• [Rows from a dataset of pages and code]:
• • • • • • •

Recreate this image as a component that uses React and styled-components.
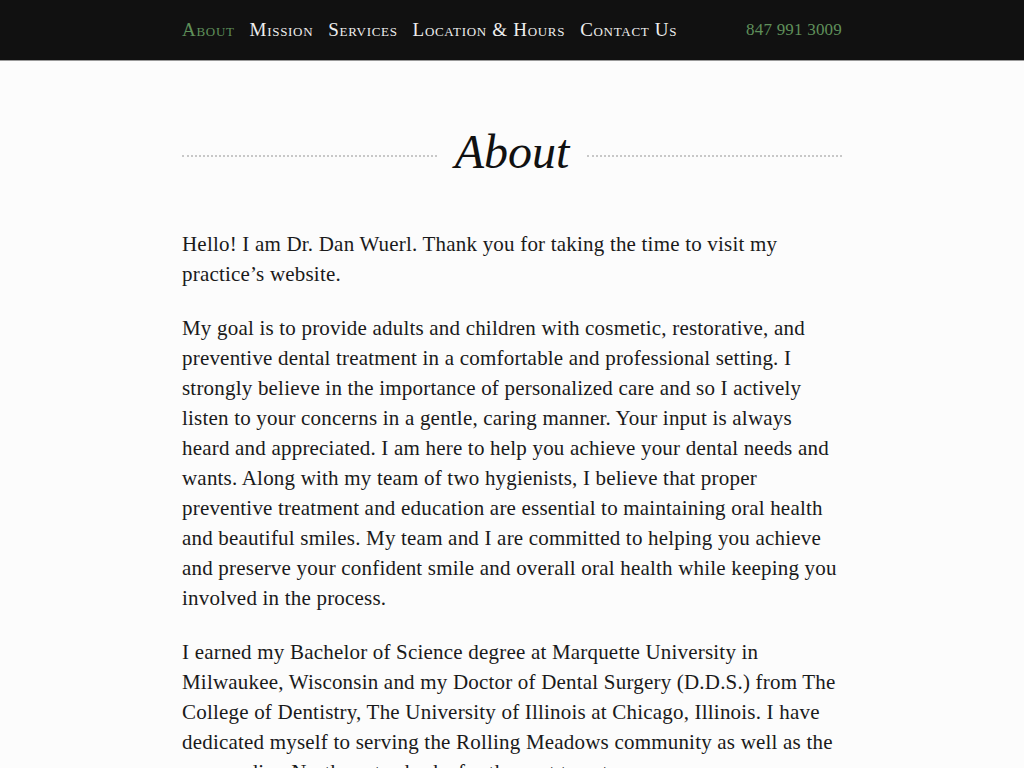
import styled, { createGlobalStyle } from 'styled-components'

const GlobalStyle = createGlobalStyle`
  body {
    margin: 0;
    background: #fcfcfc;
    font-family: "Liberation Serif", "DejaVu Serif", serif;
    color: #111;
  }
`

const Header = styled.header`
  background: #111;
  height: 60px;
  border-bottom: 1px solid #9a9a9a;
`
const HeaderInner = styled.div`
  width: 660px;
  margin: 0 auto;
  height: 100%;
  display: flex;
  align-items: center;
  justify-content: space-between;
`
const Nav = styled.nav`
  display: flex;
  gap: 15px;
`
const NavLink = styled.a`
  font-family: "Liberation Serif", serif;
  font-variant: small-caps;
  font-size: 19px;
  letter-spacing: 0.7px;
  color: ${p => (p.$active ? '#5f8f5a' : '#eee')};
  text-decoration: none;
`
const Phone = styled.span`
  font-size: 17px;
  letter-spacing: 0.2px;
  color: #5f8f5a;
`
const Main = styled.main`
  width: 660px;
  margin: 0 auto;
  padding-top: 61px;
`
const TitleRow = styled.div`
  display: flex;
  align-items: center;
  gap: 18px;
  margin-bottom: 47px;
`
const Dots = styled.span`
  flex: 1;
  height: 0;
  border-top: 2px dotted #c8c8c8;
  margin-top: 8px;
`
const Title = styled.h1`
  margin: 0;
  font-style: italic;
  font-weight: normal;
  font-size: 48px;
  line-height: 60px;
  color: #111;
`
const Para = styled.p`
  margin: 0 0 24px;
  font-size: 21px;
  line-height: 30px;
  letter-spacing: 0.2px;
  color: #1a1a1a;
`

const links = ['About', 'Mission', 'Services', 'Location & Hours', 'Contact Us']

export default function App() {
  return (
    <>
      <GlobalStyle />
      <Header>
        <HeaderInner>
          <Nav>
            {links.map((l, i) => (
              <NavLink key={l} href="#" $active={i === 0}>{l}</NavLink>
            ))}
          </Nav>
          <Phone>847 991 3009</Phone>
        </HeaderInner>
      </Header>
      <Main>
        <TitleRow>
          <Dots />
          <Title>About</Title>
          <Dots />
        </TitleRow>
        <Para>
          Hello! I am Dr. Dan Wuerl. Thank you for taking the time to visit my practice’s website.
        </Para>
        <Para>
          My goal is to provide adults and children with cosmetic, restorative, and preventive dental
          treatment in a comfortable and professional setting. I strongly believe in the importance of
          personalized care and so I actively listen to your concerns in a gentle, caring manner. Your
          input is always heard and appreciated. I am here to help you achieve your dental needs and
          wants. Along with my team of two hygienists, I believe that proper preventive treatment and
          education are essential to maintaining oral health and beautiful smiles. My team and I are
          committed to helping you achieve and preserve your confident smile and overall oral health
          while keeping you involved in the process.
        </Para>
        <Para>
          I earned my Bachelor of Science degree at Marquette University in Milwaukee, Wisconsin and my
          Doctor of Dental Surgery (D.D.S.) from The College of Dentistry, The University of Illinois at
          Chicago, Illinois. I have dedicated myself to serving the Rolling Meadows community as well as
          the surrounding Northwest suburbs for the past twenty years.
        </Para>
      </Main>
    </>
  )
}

• • • • • • •

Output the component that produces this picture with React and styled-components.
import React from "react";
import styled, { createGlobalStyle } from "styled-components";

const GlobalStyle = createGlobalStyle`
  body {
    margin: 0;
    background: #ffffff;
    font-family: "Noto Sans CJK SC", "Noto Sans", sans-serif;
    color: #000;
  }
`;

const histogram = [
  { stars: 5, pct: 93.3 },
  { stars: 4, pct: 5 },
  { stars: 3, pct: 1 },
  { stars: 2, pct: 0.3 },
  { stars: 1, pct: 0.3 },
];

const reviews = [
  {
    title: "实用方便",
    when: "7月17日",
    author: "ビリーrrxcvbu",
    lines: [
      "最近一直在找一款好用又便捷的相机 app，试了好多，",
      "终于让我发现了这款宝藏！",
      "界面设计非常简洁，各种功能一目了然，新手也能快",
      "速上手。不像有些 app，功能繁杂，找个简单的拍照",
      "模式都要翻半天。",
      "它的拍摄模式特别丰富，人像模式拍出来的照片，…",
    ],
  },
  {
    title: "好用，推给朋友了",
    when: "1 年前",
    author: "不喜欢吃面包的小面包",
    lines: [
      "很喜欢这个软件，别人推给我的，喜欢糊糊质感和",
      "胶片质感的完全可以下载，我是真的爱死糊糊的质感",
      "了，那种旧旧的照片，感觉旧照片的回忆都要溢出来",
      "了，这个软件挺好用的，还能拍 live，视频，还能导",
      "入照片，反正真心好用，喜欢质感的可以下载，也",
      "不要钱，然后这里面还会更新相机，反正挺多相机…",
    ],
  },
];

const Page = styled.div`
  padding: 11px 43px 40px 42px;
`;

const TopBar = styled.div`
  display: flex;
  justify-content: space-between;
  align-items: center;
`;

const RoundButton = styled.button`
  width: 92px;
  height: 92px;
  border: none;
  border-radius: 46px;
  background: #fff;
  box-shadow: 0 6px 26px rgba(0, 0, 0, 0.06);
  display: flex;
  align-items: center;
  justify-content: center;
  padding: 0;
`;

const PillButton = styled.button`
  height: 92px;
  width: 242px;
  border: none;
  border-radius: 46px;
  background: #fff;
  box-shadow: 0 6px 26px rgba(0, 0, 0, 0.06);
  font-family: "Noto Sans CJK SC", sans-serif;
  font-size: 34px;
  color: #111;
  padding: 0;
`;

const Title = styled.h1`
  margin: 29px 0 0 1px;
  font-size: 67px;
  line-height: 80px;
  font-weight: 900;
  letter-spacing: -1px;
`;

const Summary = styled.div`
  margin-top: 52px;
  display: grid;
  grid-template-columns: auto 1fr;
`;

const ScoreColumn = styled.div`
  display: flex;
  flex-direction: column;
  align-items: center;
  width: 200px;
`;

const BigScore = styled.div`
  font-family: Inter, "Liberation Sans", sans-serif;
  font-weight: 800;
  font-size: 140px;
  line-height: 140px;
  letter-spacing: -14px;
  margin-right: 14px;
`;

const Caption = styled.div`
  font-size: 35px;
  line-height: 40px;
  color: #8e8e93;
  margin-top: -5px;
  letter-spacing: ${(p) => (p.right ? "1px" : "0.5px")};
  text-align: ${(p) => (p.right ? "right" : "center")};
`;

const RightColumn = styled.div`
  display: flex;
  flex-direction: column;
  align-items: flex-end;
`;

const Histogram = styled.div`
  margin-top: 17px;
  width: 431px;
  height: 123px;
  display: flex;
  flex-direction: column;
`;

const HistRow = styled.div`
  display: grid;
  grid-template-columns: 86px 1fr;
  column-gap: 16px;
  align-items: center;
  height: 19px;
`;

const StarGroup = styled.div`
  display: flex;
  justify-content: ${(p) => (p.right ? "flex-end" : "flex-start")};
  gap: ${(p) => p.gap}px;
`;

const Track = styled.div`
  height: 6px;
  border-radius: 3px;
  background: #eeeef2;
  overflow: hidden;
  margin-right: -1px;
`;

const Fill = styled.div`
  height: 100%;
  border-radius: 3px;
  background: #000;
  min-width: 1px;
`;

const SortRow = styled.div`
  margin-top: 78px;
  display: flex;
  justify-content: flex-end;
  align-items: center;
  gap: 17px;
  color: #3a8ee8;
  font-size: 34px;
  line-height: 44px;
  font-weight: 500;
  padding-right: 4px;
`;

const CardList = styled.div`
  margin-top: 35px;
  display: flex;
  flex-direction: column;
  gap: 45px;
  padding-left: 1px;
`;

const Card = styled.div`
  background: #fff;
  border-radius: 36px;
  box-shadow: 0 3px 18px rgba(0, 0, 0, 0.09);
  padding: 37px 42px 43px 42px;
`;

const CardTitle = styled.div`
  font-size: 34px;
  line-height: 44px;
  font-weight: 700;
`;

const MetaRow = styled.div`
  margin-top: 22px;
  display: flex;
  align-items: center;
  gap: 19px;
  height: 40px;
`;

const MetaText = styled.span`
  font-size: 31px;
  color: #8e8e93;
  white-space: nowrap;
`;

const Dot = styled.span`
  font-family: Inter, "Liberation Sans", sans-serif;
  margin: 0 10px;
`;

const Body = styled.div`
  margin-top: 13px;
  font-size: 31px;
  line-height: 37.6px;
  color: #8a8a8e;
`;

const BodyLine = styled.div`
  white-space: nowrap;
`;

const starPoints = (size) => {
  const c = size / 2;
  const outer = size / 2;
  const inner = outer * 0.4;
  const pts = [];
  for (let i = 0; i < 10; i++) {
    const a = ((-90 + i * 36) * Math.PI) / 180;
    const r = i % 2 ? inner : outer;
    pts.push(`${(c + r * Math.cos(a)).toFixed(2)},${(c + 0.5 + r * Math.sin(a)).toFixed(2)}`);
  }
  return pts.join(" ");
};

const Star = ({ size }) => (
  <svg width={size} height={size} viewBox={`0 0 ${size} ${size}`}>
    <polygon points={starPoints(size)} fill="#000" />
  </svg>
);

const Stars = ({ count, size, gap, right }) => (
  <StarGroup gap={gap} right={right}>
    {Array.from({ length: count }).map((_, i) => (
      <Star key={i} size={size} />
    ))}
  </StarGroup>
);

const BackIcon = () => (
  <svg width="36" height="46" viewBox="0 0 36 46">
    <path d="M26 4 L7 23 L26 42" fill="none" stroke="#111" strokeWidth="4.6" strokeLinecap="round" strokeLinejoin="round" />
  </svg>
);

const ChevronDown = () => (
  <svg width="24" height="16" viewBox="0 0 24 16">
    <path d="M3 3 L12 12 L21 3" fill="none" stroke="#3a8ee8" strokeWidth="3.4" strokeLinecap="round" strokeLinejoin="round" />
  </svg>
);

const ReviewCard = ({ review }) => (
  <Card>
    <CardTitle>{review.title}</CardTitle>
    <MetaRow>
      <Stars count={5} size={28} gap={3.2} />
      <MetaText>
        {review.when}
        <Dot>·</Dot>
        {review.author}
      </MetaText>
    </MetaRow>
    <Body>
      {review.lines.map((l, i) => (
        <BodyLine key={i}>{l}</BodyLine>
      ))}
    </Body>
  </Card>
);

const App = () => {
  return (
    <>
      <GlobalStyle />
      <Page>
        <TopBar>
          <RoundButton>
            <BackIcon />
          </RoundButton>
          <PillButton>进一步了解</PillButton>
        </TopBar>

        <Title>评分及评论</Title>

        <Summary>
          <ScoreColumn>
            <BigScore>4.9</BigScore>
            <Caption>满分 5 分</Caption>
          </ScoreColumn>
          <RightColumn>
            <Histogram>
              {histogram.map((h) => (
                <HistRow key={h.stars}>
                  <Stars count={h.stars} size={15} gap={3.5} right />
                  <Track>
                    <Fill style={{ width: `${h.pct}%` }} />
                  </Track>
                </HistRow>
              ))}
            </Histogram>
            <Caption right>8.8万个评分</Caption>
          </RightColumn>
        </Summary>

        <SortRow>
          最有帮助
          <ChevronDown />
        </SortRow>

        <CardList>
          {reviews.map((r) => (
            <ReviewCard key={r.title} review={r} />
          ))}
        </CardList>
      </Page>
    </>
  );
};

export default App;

• • • • • • •

• [REQUIREMENTS]: Your job is to reproduce the lines from the one with "Recreate this image" through the one with "const links = ['About', 'Mission', 'Services', 'Location", both kept, exactly as they are. Leave out the pictures.

• [WRITTEN SOLUTION]:
Recreate this image as a component that uses React and styled-components.
import styled, { createGlobalStyle } from 'styled-components'

const GlobalStyle = createGlobalStyle`
  body {
    margin: 0;
    background: #fcfcfc;
    font-family: "Liberation Serif", "DejaVu Serif", serif;
    color: #111;
  }
`

const Header = styled.header`
  background: #111;
  height: 60px;
  border-bottom: 1px solid #9a9a9a;
`
const HeaderInner = styled.div`
  width: 660px;
  margin: 0 auto;
  height: 100%;
  display: flex;
  align-items: center;
  justify-content: space-between;
`
const Nav = styled.nav`
  display: flex;
  gap: 15px;
`
const NavLink = styled.a`
  font-family: "Liberation Serif", serif;
  font-variant: small-caps;
  font-size: 19px;
  letter-spacing: 0.7px;
  color: ${p => (p.$active ? '#5f8f5a' : '#eee')};
  text-decoration: none;
`
const Phone = styled.span`
  font-size: 17px;
  letter-spacing: 0.2px;
  color: #5f8f5a;
`
const Main = styled.main`
  width: 660px;
  margin: 0 auto;
  padding-top: 61px;
`
const TitleRow = styled.div`
  display: flex;
  align-items: center;
  gap: 18px;
  margin-bottom: 47px;
`
const Dots = styled.span`
  flex: 1;
  height: 0;
  border-top: 2px dotted #c8c8c8;
  margin-top: 8px;
`
const Title = styled.h1`
  margin: 0;
  font-style: italic;
  font-weight: normal;
  font-size: 48px;
  line-height: 60px;
  color: #111;
`
const Para = styled.p`
  margin: 0 0 24px;
  font-size: 21px;
  line-height: 30px;
  letter-spacing: 0.2px;
  color: #1a1a1a;
`

const links = ['About', 'Mission', 'Services', 'Location & Hours', 'Contact Us']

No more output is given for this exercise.